Since street art went mainstream, art institutions have addressed the issue of conservation and display of murals, stencils and wheat pastes in galleries and museums.
Having the graffiti art being rooted in the 70’s New York art scene, much of the contemporary discourse over the institutionalization of such rebellious art movement is often conducted by museums directors, art journalists, curators and artists in such a thorough way that we rarely experience in Italy.
Street art is challenging the world of art, its set of rules and its commercial system as few art movements in the past.
In the framework of the Moca’s exhibition “Art in the streets” held in 2011, the news on the street artist Blu’s whitewashed mural – depicting a row of coffins covered by dollar bills in front of a War II memorial – by the museum itself which commissioned the work, has raised a storm of protests and reactions, from local veterans and activists to renowned street artists.
The clue of what is really at stake is given by the Moca director Jeffrey Deitch email to Blu, whose contents the street artist has disclosed later and in which Deitch admits he would have preferred a piece that “invites people to the museum”.
Despite being considered a truly advocate of street art, his request could be deemed as misplaced, not only because Blu was not “the artist best suited for this task”, as remarked by the street art himself.
Indeed, the attempt in USA but also in Europe with the Munich’s Stroke Art Fair to set up a commercial art system which involves art curators, art dealers, galleries and artists highlights how confusing is to place a street artist in the shoes of a public artist despite this being desired by both the counterparts: the art institutions on the one hand and, for the first time, much of contemporary street art movement on the other.
Yet, It is not just a case that the art curator, editor in-chief and co-founder of the art magazine Hyperallergic, Hrag Vertanian, have branded the exhibits set up at the high-profile New York gallery Deitch Projects as “sanitized”, “luxurious” and “expensive” and so did many artists and activists in several guerrilla actions after Blu’s mural removal. The protest group La Raw, for instance, handed out provocative pink condoms labeled with Moca director Jeffrey Deitch’s name which reads: “Don’t be Blu – Deitch – Practice Safe Art”.
Nevertheless, Vertanian himself expresses a positive judgement of the Banksy exhibition that was in display in Art Miami and in its sister fair “Banksy out of CONTEXT” in 2012, in which entire walls painted by the famous English street artist were taken away and placed inside the gallery.
Although he recognizes that the walls “are more akin to relics of the Berlin Wall that were salvaged for display around the world”, he underlines what is the main mission of art institutions: to protect artworks from vandalism and pollution, to provide museumgoers of another context, historical for instance, letting them appreciate street art they would never have the chance to see for real.

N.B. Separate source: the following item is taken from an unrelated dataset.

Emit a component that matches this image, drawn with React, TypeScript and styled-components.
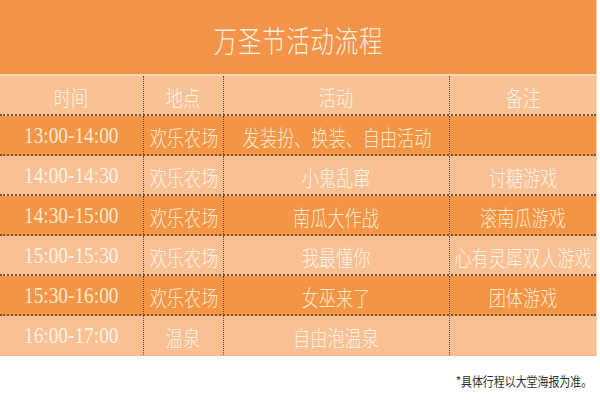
import React from "react";
import styled, { createGlobalStyle } from "styled-components";

const GlobalStyle = createGlobalStyle`
  html, body {
    margin: 0;
    padding: 0;
    background: #ffffff;
  }
  body {
    width: 600px;
    height: 400px;
    overflow: hidden;
    font-family: "Liberation Serif", "Noto Sans CJK SC", serif;
  }
`;

const Page = styled.div`
  width: 600px;
  height: 400px;
  display: flex;
  flex-direction: column;
`;

const Board = styled.div`
  width: 597px;
  border-right: 1px solid #f6d2ae;
  box-sizing: border-box;
  display: flex;
  flex-direction: column;
`;

const TitleBand = styled.div`
  height: 74px;
  background: #f4944a;
  border-bottom: 2px solid #fad6b4;
  display: flex;
  align-items: center;
  justify-content: center;
`;

const Title = styled.span`
  display: inline-block;
  color: #fdf0dc;
  font-family: "Noto Sans CJK SC", sans-serif;
  font-weight: 300;
  font-size: 30px;
  letter-spacing: 1px;
  transform: scaleX(0.78);
  margin-top: 4px;
`;

const Row = styled.div<{ $tone: "dark" | "light" | "head" }>`
  display: grid;
  grid-template-columns: 144px 80px 226px 146px;
  height: 40px;
  box-sizing: border-box;
  background: ${(p) =>
    p.$tone === "dark" ? "#f49445" : p.$tone === "head" ? "#f8c294" : "#f8c093"};
  border-bottom: 2px dotted #7a5440;
  color: ${(p) => (p.$tone === "dark" ? "#fce9cf" : "#fdf2e6")};
  &:last-child {
    border-bottom: 1px solid #f3b482;
  }
`;

const Cell = styled.div<{ $last?: boolean }>`
  display: flex;
  align-items: center;
  justify-content: center;
  overflow: visible;
  white-space: nowrap;
  border-right: ${(p) => (p.$last ? "none" : "1px dotted #6e4a36")};
`;

const Label = styled.span<{ $kind: "time" | "cjk" }>`
  display: inline-block;
  font-family: ${(p) =>
    p.$kind === "time"
      ? '"Liberation Serif", serif'
      : '"Noto Sans CJK SC", sans-serif'};
  font-weight: ${(p) => (p.$kind === "time" ? 400 : 300)};
  font-size: ${(p) => (p.$kind === "time" ? "23px" : "22px")};
  transform: scaleX(${(p) => (p.$kind === "time" ? 0.84 : 0.78)});
  margin-top: 1px;
`;

const Note = styled.div`
  align-self: flex-end;
  margin: 15px 8px 0 0;
  color: #2e2e2e;
  font-family: "Noto Sans CJK SC", sans-serif;
  font-size: 13px;
  transform: scaleX(0.84);
  transform-origin: right center;
`;

type Item = { time: string; place: string; act: string; memo: string };

const items: Item[] = [
  { time: "13:00-14:00", place: "欢乐农场", act: "发装扮、换装、自由活动", memo: "" },
  { time: "14:00-14:30", place: "欢乐农场", act: "小鬼乱窜", memo: "讨糖游戏" },
  { time: "14:30-15:00", place: "欢乐农场", act: "南瓜大作战", memo: "滚南瓜游戏" },
  { time: "15:00-15:30", place: "欢乐农场", act: "我最懂你", memo: "心有灵犀双人游戏" },
  { time: "15:30-16:00", place: "欢乐农场", act: "女巫来了", memo: "团体游戏" },
  { time: "16:00-17:00", place: "温泉", act: "自由泡温泉", memo: "" },
];

export default function App() {
  return (
    <Page>
      <GlobalStyle />
      <Board>
        <TitleBand>
          <Title>万圣节活动流程</Title>
        </TitleBand>
        <Row $tone="head">
          <Cell><Label $kind="cjk">时间</Label></Cell>
          <Cell><Label $kind="cjk">地点</Label></Cell>
          <Cell><Label $kind="cjk">活动</Label></Cell>
          <Cell $last><Label $kind="cjk">备注</Label></Cell>
        </Row>
        {items.map((it, i) => (
          <Row key={it.time} $tone={i % 2 === 0 ? "dark" : "light"}>
            <Cell><Label $kind="time">{it.time}</Label></Cell>
            <Cell><Label $kind="cjk">{it.place}</Label></Cell>
            <Cell><Label $kind="cjk">{it.act}</Label></Cell>
            <Cell $last><Label $kind="cjk">{it.memo}</Label></Cell>
          </Row>
        ))}
      </Board>
      <Note>*具体行程以大堂海报为准。</Note>
    </Page>
  );
}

Yet, ironically enough, the “Banksy out of CONTEXT” exhibit turned out to be a “Banksy into a fictional museum context” art show and to reduce a whole rebellious art movement in a collection of objects.
The journalist reported visitors had appreciated the exhibition apart from a small writing over the “Stop and Search” Bansky mural reading “This doesn’t belong here” but what is missing in his analysis is to what extent the whole art system and its chain of art institutions – from art festivals to galleries and museums – may consider their mission accomplished.
To provide museumgoers with the historical context of an art movement, which wishes in most of the cases to be caduceus, to protect the artifacts from vandalism and to display the artworks to a new demographic, is still all this the unique prerogative of a contemporary art institution?
Is not street art ephemeral as much as the media buzz in which we are immersed and against which It tries to make a short but intense interference?
A distinction among public art, fine art and street art is needed. How and to what extent museums and galleries will be able to replicate the un-predictableness and the stroke – in a different meaning from the Munich Stroke Art Fair – and the flashes of the street art is yet to arrive.
Meanwhile, let’s paint before the police come!